The Primary Duty is shared but never diminished—multiple parties may have duties for the same transport activity, and each must meet the same standard regardless of how many others are involved. The duty cannot be transferred, delegated, or avoided through contractual arrangements.

==Parties in the Chain==

The HVNL identifies ten CoR parties based on their functions rather than job titles:

1. Employer – employs a heavy vehicle driver
2. Prime Contractor – engages a self-employed driver under contract for services
3. Operator – directs the control and use of a heavy vehicle
4. Scheduler – schedules transport of goods/passengers or driver work/rest hours
5. Consignor – consigns, engages, and coordinates heavy vehicle transport of goods
6. Consignee – receives goods delivered by heavy vehicle
7. Packer – packs or assembles goods for transport
8. Loading Manager – manages premises where 5+ heavy vehicles are loaded/unloaded daily
9. Loader – loads a heavy vehicle
10. Unloader – unloads a heavy vehicle

Drivers are not automatically CoR parties unless they also perform one of these functions (such as owner-drivers or drivers who load their own vehicles).

===Executive Duty===

Under HVNL Section 26D, executives of entities that are CoR parties have a distinct obligation to exercise due diligence to ensure their business complies with its Primary Duty. This requires executives to:

- Acquire and maintain current knowledge of safety matters
- Understand hazards and risks in their transport activities
- Ensure adequate resources are allocated to eliminate or minimise risks
- Establish processes for receiving and responding to safety information
- Verify that resources and processes are actually implemented and used

==Reasonably Practicable==

The concept of "reasonably practicable" is central to CoR obligations.

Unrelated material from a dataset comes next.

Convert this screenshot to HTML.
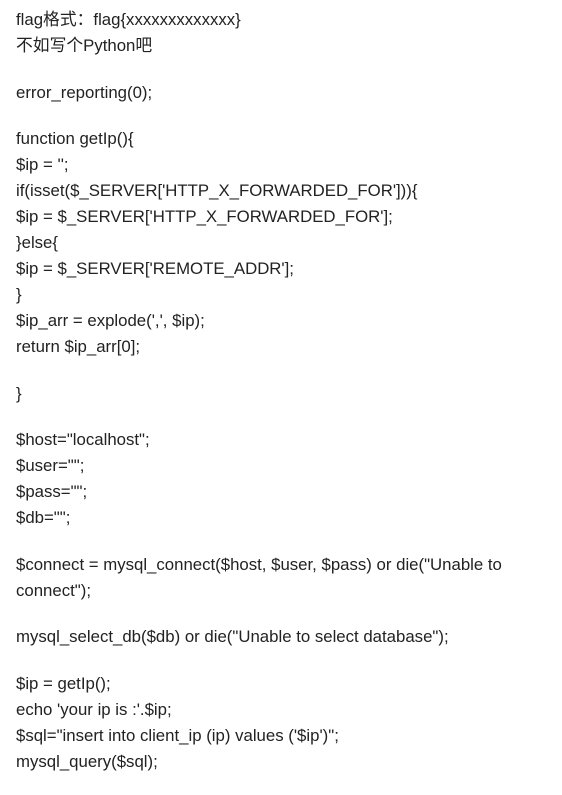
<!DOCTYPE html>
<html><head><meta charset="utf-8"><style>
html,body{margin:0;padding:0;background:#fff;}
body{width:562px;height:786px;overflow:hidden;font-family:"Liberation Sans","Noto Sans CJK SC",sans-serif;font-size:16.8px;line-height:26px;color:#222;}
.c{position:absolute;left:16px;top:7px;width:540px;}
p{margin:0 0 20.5px 0;white-space:nowrap;}
</style></head><body><div class="c">
<p>flag格式：flag{xxxxxxxxxxxxx}<br>不如写个Python吧</p>
<p>error_reporting(0);</p>
<p>function getIp(){<br>$ip = '';<br>if(isset($_SERVER['HTTP_X_FORWARDED_FOR'])){<br>$ip = $_SERVER['HTTP_X_FORWARDED_FOR'];<br>}else{<br>$ip = $_SERVER['REMOTE_ADDR'];<br>}<br>$ip_arr = explode(',', $ip);<br>return $ip_arr[0];</p>
<p>}</p>
<p>$host="localhost";<br>$user="";<br>$pass="";<br>$db="";</p>
<p>$connect = mysql_connect($host, $user, $pass) or die("Unable to<br>connect");</p>
<p>mysql_select_db($db) or die("Unable to select database");</p>
<p>$ip = getIp();<br>echo 'your ip is :'.$ip;<br>$sql="insert into client_ip (ip) values ('$ip')";<br>mysql_query($sql);</p>
</div></body></html>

Courts assess what is reasonably practicable by considering:

- Likelihood and potential severity of harm
- What the party knows or ought to know about hazards
- Available methods to eliminate or reduce risk
- Availability and suitability of control measures
- Cost of implementation relative to risk

Given that incidents involving heavy vehicles and the public typically result in serious injury or fatality, parties face high hurdles when arguing that known safety measures were too expensive to implement.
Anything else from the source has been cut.